The thyristor or silicon controlled rectifier, SCR is a particularly useful component and it finds many uses in areas like power control where these components can be used to switch high voltages and currents. Thyristors have taken over most of the power switching applications that were once handled by relays, although very high voltage contactors are still used.
Thyristor or silicon controlled rectifier, SCR design can be undertaken in a straightforward manner. The devices, although a little unusual follow the same basic circuit design rules that govern other components as well.
The main issue is to make sure that all components are adequately rated, as often thyristor circuits are used in high power applications.
Thyristor, SCR circuit basics
The thyristor or silicon controlled rectifier operates in a different way to that of a standard bipolar transistor or FET.
The thyristor has two electrodes that are connected to the main circuit to be controlled. These two electrodes are called the anode and cathode.
A third electrode called the gate is used to control the thyristor within the circuit.
Note on Thyristor Technology:
Thyristors or SCRs are based around a unique structure of a PNPN structure and have three electrodes: anode, cathode and the gate. When the gate receives a triggering current, it fires the thyristor enabling current to flow until the voltage between anode and cathode is removed. This enables the thyristor to switch high voltages and currents, although it only over one half of the cycle. Two can be used to cover both halves of the cycle.
Read more about Thyristor Technology
To understand how the SCR operates within a circuit, it is best to look at its equivalent circuit. From this it can be seen that the SCR can be considered to consist of two interconnected transistors.
Under initial conditions there is no conduction between the anode and cathode. However, if current is applied to the gate in a sense that makes TR2 conduct, the SCR will turn on, but in one direction only. This conduction will be maintained even if the gate current is removed. In this way the gate current can be considered as a trigger impulse.

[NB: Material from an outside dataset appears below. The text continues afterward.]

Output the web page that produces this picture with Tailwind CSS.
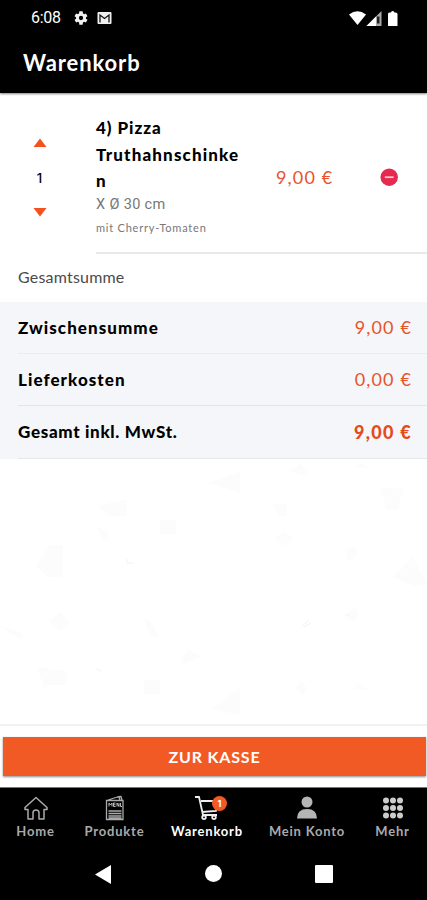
<!DOCTYPE html>
<html lang="de">
<head>
<meta charset="utf-8">
<meta name="viewport" content="width=device-width, initial-scale=1">
<title>Warenkorb</title>
<script src="https://cdn.jsdelivr.net/npm/@tailwindcss/browser@4"></script>
</head>
<body class="bg-white">
<div class="flex h-[900px] w-[427px] flex-col overflow-hidden bg-white font-['Lato',sans-serif] text-black">
  <header class="z-10 h-[93px] shrink-0 bg-black text-white shadow-[0_1px_2px_rgba(0,0,0,0.5)]">
    <div class="flex h-9 items-center pr-[29px] pl-[31px]">
      <span class="w-[42px] font-['Roboto',sans-serif] text-[16px] leading-9 tracking-[-0.3px]">6:08</span>
      <svg class="size-4" viewBox="0 0 24 24" fill="#f2f2f2"><path d="M19.4 13a7.700 7.700 0 0 0 0-2l2.300-1.700-2.300-4-2.700 1.100a8 8 0 0 0-1.800-1L14.500 2h-5l-.4 3.400a8 8 0 0 0-1.800 1L4.600 5.300l-2.300 4L4.600 11a7.700 7.700 0 0 0 0 2l-2.300 1.700 2.300 4 2.700-1.100a8 8 0 0 0 1.800 1l.4 3.400h5l.4-3.400a8 8 0 0 0 1.800-1l2.700 1.100 2.300-4zM12 15.200a3.200 3.200 0 1 1 0-6.400 3.200 3.200 0 0 1 0 6.400z"/></svg>
      <svg class="ml-2 h-3 w-[15px]" viewBox="0 0 15 12"><rect x=".5" width="14" height="12" rx="1" fill="#efefef"/><path d="M3 10.500V3l4.500 3.500L12 3v7.500" fill="none" stroke="#111" stroke-width="1.300"/></svg>
      <svg class="ml-auto h-[15px] w-[49px]" viewBox="0 0 49 15"><path d="M0 3.500Q8.500-3 17 3.500L8.500 14z" fill="#fff"/><path d="M17.500 15 32.500 0v15z" fill="#aaa"/><path d="M17.500 15 27 5.500V15z" fill="#fff"/><path d="M28 5.500h2.500v7H28z" fill="#222"/><path d="M39 3q0-1.500 1.500-1.500H42Q42 0 43.700 0t1.700 1.500h1.100Q48.500 1.500 48.500 3v12H39z" fill="#fff"/></svg>
    </div>
    <h1 class="pt-[12px] pl-[23px] text-[22px] leading-[30px] font-bold tracking-[0.9px]">Warenkorb</h1>
  </header>

  <section class="flex h-[161px] shrink-0">
    <div class="flex w-24 flex-col items-center pt-[45px] pr-[17px]">
      <svg class="h-[9px] w-[14px]" viewBox="0 0 14 9"><path d="M7 .5 13.500 9H.5z" fill="#f4511e"/></svg>
      <span class="my-5 h-[22px] font-['Inter',sans-serif] text-[13px] leading-[22px] font-medium">1</span>
      <svg class="mt-[-1px] h-[9px] w-[14px]" viewBox="0 0 14 9"><path d="M.5 0h13L7 8.500z" fill="#f4511e"/></svg>
    </div>
    <div class="flex flex-1 border-b-2 border-[#e9e9e9]">
      <div class="w-[165px] pt-[22px] whitespace-nowrap">
        <h2 class="text-[17px] leading-[26.5px] font-black tracking-[1.15px]"><span class="tracking-[0.95px]">4) Pizza</span><br>Truthahnschinke<br>n</h2>
        <p class="font-['Roboto',sans-serif] text-[14.5px] leading-5 tracking-[0.35px] text-[#777]">X Ø 30 cm</p>
        <p class="mt-[3px] text-[11px] leading-5 tracking-[0.78px] text-[#777]">mit Cherry-Tomaten</p>
      </div>
      <span class="w-[93px] pt-[70px] pl-[15px] text-[18px] leading-7 tracking-[1.15px] text-[#e7532a]">9,00 €</span>
      <svg class="mt-[75px] ml-[26px] size-[18px]" viewBox="0 0 18 18"><circle cx="9.200" cy="9.200" r="8.700" fill="#e6294f"/><path d="M4.800 9.200h8.800" stroke="#f8c8cf" stroke-width="1.800"/></svg>
    </div>
  </section>

  <h3 class="h-[48px] shrink-0 pl-[18px] text-[16px] leading-[46px] tracking-[0.2px] text-[#4a4a4a]">Gesamtsumme</h3>

  <dl class="shrink-0 bg-[#f4f6fa] pl-[18px] text-[17px]">
    <div class="flex h-[52px] items-center justify-between border-b border-[#e9ebee] pr-[15px]"><dt class="font-black tracking-[1.05px]">Zwischensumme</dt><dd class="text-[18px] tracking-[1.15px] text-[#e7532a]">9,00 €</dd></div>
    <div class="flex h-[52px] items-center justify-between border-b border-[#e2e4e7] pr-[15px]"><dt class="font-black tracking-[1.05px]">Lieferkosten</dt><dd class="text-[18px] tracking-[1.15px] text-[#e7532a]">0,00 €</dd></div>
    <div class="flex h-[53px] items-center justify-between border-b border-[#e5e7ea] pr-[15px]"><dt class="font-black tracking-[0.68px]">Gesamt inkl. MwSt.</dt><dd class="text-[18px] font-black tracking-[1.3px] text-[#e64a19]">9,00 €</dd></div>
  </dl>

  <svg class="h-[265px] w-full shrink-0" viewBox="0 0 427 265" fill="#fcfcfc" aria-hidden="true">
    <path d="M208 24l32-11v21zM97 47l30-7v17h-18zM381 28l22 2-5 20h-12zM273 45h14v12h-8zM160 61h16v14h-16zM96 68l11 4 2 10-6-1zM36 107l14-21h13v32H48zM274 79l10-6 9 6-8 8zM347 90l8-3 3 6-7 9-5-2zM393 118l20-20 14 27-14 2zM48 162l12-9 10 10-9 9zM144 160l7 4 8 13-8 2zM181 200l8-9 12 7-17 7zM37 208l29 4v14H46v7zM144 221h16v14h-16zM212 250l28-22v28zM296 229l6-8 5 10-4 5zM353 230l6-6 10 7zM0 167l24 8-4 5zM290 12l10-7 8 8-5 4zM353 8l8-4 8 5zM344 156l11-8 3 9-4 6z"/>
    <path d="M127 100v4h7M301 168l8-7M304 168l7-4M96 210l6 2M346 156h3" fill="none" stroke="#f3f3f3"/>
  </svg>

  <div class="h-[63px] shrink-0 border-t-2 border-[#f1f1f1] bg-white pt-[11px] pr-px pl-[3px]">
    <button class="block h-[39px] w-full bg-[#f15a24] text-[16px] leading-[38px] font-bold tracking-[0.8px] text-white shadow-[0_1px_2px_rgba(0,0,0,0.45)]">ZUR KASSE</button>
  </div>

  <nav class="flex h-[61px] shrink-0 border-t border-[#777] bg-black pt-[7px] text-[13px] leading-[18px] font-bold tracking-[0.8px] whitespace-nowrap text-[#aaa]">
    <a class="flex w-[71px] flex-col items-center">
      <svg class="h-[27px] w-[26px]" viewBox="0 0 26 27" fill="none" stroke="#aaa" stroke-width="1.500" stroke-linejoin="round"><path d="m2 12.500 11-10 11 10v2h-3V24h-5v-6q0-3-3-3t-3 3v6H5v-9.500H2z"/></svg>Home</a>
    <a class="flex w-[87px] flex-col items-center">
      <svg class="h-[27px] w-[20px]" viewBox="0 0 20 27" fill="none" stroke="#aaa" stroke-width="1.300"><path d="M1.500 5.500h16.500v19H1.500zM3 5l11-3.500.8 3.500M12 2l4-.5 1 4M3.500 16h13M3.500 18.500h13M3.500 21h13M3.500 23h13"/><path d="M4 11.500V8l1.500 2L7 8v3.500M10.500 8H8.500v3.500h2m-2-1.700h2m1.500 1.700V8l2 3.500V8m1.500 0v3.500H17" stroke="#ccc" stroke-width=".9"/></svg>Produkte</a>
    <a class="flex w-[98px] flex-col items-center text-white">
      <span class="relative h-[27px] w-[26px]"><svg class="h-[27px] w-[26px]" viewBox="0 0 26 27" fill="none" stroke="#eee" stroke-width="1.800"><path d="M1 2h4l4 18h14M7 6h18l-3 10-14 1"/><circle cx="10" cy="22.300" r="1.800"/><circle cx="20" cy="22.300" r="1.800"/></svg><span class="absolute top-px left-[18px] size-[15px] rounded-full bg-[#f15a24] text-center font-['Inter',sans-serif] text-[9px] leading-[15px] tracking-normal">1</span></span>Warenkorb</a>
    <a class="flex w-[102px] flex-col items-center">
      <svg class="h-[27px] w-[22px]" viewBox="0 0 22 27" fill="#b5b5b5"><circle cx="11" cy="7" r="5.500"/><path d="M1 23.500Q1 14 11 14t10 9.500z"/></svg>Mein Konto</a>
    <a class="flex w-[69px] flex-col items-center">
      <svg class="h-[27px] w-[22px]" viewBox="0 0 22 27" fill="#ccc"><circle cx="4" cy="5.500" r="3"/><circle cx="11" cy="5.500" r="3"/><circle cx="18" cy="5.500" r="3"/><circle cx="4" cy="13" r="3"/><circle cx="11" cy="13" r="3"/><circle cx="18" cy="13" r="3"/><circle cx="4" cy="20.500" r="3"/><circle cx="11" cy="20.500" r="3"/><circle cx="18" cy="20.500" r="3"/></svg>Mehr</a>
  </nav>
  <footer class="flex flex-1 items-start bg-black pt-[17px] pl-[94px]">
    <svg class="h-[19px] w-[17px]" viewBox="0 0 17 19"><path d="M1 9.500 17 0v19z" fill="#fff"/></svg>
    <span class="ml-[94px] size-[17px] rounded-full bg-white"></span>
    <span class="ml-[93px] size-[18px] rounded-[1px] bg-white"></span>
  </footer>
</div>
</body>
</html>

In order to stop conduction, the voltage between anode and cathode needs to be reduced to below the drop out level. This occurs when one or both of the transistors reach their cut-off mode. At this point conduction of the whole device will stop and the gate will need to be re-triggered.
As can be gathered, the thyristor, SCR only conducts in one direction. When used with an AC signal it needs to be re-triggered for each conduction half cycle.

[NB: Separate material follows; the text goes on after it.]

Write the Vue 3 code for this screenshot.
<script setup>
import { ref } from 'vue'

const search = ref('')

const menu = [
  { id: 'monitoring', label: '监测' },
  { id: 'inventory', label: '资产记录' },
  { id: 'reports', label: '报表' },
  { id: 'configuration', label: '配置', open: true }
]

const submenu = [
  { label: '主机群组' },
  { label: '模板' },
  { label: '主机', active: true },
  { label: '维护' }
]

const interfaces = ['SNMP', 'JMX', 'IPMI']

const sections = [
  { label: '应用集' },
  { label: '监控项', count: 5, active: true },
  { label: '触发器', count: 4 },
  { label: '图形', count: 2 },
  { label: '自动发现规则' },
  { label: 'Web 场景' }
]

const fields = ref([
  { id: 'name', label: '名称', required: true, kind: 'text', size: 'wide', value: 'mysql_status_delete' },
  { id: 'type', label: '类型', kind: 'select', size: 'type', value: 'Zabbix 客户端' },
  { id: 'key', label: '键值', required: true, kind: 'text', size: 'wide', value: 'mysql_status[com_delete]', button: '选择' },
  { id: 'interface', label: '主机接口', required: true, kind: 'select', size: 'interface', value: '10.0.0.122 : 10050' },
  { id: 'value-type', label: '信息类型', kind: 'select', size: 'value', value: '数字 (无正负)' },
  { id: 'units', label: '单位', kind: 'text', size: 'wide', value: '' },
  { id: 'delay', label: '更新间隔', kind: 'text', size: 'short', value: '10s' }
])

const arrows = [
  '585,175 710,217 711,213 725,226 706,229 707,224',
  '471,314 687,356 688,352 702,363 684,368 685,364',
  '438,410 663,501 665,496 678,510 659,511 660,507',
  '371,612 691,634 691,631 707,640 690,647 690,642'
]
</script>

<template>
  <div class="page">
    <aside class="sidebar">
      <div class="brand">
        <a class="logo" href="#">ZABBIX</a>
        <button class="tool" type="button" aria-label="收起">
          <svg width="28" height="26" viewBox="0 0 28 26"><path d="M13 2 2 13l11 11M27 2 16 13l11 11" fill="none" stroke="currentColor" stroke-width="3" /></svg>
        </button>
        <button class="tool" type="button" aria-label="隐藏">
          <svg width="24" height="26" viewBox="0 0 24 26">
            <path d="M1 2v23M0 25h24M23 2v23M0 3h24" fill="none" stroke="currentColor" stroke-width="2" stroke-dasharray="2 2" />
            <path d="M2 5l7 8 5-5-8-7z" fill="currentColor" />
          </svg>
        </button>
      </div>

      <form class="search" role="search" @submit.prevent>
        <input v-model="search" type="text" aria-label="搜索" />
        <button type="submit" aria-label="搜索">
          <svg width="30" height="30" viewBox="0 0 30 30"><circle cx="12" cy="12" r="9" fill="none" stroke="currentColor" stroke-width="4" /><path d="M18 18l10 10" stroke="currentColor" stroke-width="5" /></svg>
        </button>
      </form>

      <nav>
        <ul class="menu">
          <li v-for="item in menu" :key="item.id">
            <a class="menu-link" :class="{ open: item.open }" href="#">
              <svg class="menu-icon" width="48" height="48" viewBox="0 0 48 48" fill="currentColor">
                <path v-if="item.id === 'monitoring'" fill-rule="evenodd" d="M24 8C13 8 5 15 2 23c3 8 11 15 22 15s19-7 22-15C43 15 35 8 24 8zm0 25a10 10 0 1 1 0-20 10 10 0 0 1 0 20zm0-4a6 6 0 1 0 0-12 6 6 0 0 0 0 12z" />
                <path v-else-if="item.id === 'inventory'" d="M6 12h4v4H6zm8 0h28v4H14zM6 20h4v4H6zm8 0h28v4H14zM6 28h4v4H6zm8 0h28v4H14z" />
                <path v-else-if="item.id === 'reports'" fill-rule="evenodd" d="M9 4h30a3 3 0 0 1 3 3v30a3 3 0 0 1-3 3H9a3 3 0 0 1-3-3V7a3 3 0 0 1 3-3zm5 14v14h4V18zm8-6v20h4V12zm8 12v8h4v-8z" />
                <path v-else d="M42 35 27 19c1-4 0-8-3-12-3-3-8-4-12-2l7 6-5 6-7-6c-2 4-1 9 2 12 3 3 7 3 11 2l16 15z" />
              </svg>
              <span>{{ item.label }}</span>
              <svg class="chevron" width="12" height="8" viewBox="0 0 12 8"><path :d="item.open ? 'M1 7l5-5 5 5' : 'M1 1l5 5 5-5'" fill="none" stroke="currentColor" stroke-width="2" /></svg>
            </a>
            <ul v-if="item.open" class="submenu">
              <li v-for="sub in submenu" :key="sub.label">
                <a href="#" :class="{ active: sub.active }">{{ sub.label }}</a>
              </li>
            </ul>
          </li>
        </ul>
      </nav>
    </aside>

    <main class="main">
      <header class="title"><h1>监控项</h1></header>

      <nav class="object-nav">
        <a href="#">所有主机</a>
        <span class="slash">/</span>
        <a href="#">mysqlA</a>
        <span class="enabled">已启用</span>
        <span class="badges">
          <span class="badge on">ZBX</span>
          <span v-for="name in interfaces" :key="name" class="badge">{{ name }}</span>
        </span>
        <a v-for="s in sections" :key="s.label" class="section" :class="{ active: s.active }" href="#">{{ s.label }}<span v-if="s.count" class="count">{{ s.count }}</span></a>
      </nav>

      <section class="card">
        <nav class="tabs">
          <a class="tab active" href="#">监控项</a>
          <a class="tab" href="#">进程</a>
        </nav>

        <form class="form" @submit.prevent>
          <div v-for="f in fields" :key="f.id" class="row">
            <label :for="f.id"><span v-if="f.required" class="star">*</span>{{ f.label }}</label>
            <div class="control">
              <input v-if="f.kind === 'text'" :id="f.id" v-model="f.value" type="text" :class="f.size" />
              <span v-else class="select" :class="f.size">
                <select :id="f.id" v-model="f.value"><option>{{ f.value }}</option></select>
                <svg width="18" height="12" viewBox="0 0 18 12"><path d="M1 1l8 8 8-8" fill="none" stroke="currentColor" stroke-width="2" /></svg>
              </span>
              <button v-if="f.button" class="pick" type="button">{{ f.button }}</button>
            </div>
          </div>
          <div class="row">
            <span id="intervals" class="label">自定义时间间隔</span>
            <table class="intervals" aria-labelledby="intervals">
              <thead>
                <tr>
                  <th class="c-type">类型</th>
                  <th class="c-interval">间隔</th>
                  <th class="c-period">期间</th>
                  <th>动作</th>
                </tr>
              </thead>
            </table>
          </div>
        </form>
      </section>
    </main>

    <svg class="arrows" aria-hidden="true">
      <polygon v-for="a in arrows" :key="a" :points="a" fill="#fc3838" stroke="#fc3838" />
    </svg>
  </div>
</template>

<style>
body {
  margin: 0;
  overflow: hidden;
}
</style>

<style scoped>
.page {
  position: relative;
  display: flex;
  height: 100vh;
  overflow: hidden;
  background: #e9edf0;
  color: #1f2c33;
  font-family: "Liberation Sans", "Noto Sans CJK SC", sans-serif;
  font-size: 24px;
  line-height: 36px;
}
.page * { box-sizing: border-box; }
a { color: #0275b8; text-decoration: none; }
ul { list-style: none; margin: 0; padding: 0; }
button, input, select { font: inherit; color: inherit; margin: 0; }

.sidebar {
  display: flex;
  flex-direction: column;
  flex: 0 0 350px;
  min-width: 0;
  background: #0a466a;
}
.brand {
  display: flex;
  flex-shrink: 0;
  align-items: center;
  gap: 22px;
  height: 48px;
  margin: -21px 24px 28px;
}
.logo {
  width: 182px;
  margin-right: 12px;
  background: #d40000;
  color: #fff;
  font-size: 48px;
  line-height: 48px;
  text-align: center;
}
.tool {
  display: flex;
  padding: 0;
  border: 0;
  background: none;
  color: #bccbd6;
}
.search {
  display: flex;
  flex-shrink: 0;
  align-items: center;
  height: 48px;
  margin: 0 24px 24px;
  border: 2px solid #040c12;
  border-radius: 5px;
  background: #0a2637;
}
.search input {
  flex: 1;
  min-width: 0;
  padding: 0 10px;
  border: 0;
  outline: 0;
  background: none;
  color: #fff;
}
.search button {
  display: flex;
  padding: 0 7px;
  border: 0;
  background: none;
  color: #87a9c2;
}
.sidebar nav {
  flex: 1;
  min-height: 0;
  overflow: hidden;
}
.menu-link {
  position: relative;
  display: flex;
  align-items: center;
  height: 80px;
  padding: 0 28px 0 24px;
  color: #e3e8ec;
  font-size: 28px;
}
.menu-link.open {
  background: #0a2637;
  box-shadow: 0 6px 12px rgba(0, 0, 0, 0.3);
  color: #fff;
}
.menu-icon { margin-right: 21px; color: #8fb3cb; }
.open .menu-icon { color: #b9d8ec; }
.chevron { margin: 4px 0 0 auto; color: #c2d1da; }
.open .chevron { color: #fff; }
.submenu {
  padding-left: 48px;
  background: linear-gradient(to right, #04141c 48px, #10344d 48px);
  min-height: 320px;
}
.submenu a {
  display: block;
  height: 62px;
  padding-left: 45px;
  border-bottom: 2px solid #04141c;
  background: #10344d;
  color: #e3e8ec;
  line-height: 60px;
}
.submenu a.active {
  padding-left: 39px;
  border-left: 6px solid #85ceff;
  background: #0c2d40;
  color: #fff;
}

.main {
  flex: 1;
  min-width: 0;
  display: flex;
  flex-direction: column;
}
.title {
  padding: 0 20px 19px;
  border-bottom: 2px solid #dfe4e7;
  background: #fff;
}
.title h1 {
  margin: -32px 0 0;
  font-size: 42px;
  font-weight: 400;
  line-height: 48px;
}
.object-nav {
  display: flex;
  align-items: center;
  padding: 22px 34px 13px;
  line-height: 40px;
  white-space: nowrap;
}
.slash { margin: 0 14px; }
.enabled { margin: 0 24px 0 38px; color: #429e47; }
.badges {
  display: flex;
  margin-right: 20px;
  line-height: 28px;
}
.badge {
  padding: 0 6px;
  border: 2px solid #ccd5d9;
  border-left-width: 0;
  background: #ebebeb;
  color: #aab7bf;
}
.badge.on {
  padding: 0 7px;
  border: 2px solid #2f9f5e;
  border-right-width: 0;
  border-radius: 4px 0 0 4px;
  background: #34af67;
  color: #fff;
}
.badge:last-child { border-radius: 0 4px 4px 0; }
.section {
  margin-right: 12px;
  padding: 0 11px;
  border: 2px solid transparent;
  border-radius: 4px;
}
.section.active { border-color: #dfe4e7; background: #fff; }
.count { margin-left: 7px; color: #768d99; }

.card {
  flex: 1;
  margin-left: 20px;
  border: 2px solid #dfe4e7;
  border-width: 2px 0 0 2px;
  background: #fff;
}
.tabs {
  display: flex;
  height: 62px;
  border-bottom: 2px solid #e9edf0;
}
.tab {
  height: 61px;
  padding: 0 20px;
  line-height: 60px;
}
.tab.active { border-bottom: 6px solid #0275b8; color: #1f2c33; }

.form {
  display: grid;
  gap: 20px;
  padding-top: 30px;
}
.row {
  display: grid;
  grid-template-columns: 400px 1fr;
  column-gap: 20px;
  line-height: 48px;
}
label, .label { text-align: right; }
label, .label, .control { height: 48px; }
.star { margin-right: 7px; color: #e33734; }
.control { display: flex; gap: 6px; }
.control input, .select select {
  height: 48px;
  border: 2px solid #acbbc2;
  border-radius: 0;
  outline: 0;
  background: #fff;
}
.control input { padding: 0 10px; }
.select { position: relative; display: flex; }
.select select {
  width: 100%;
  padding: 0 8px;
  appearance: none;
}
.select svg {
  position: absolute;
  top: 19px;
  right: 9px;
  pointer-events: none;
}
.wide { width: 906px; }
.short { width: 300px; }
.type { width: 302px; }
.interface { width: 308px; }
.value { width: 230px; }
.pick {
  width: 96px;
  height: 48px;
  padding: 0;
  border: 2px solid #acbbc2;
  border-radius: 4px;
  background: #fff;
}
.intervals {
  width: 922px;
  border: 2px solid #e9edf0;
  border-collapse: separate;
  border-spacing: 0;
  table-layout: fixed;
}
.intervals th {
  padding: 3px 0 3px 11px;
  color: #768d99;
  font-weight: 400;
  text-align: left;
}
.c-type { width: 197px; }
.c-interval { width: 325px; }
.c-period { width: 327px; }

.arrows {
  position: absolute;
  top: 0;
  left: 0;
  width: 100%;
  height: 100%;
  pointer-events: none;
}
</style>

Once the thyristor, SCR is in its fully conducting state, the voltage drop across the device is generally around 1 V for all values of anode current up to its rated value.
The SCR then continues to conduct while the anode current remain above the holding current for the device which is normally denoted as IH. Below this value the SCR stops conducting. Therefore in DC and some highly inductive AC circuits there has to be a means of turning the device off as the SCR will continue conducting.
Thyristor gate circuit design
In order to prevent overloading the gate and also false triggering, some resistors are often placed in the gate circuit.
When designing an SCR circuit, two gate resistors are often included.
In the diagram R1 is included to limit the gate current to an acceptable level. This resistor is chosen to provide sufficient current to trigger the SCR while not providing so much that the gate junction is placed under stress.
The second resistor, R2 is the gate cathode resistor, sometimes denoted as RGK included to prevent spurious triggering. It effectively reduces the sensitivity of the gate.
Sometimes this resistor may be included within the SCR package itself and no external resistor may be required. It is necessary to check the manufacturers datasheet to determine what is needed.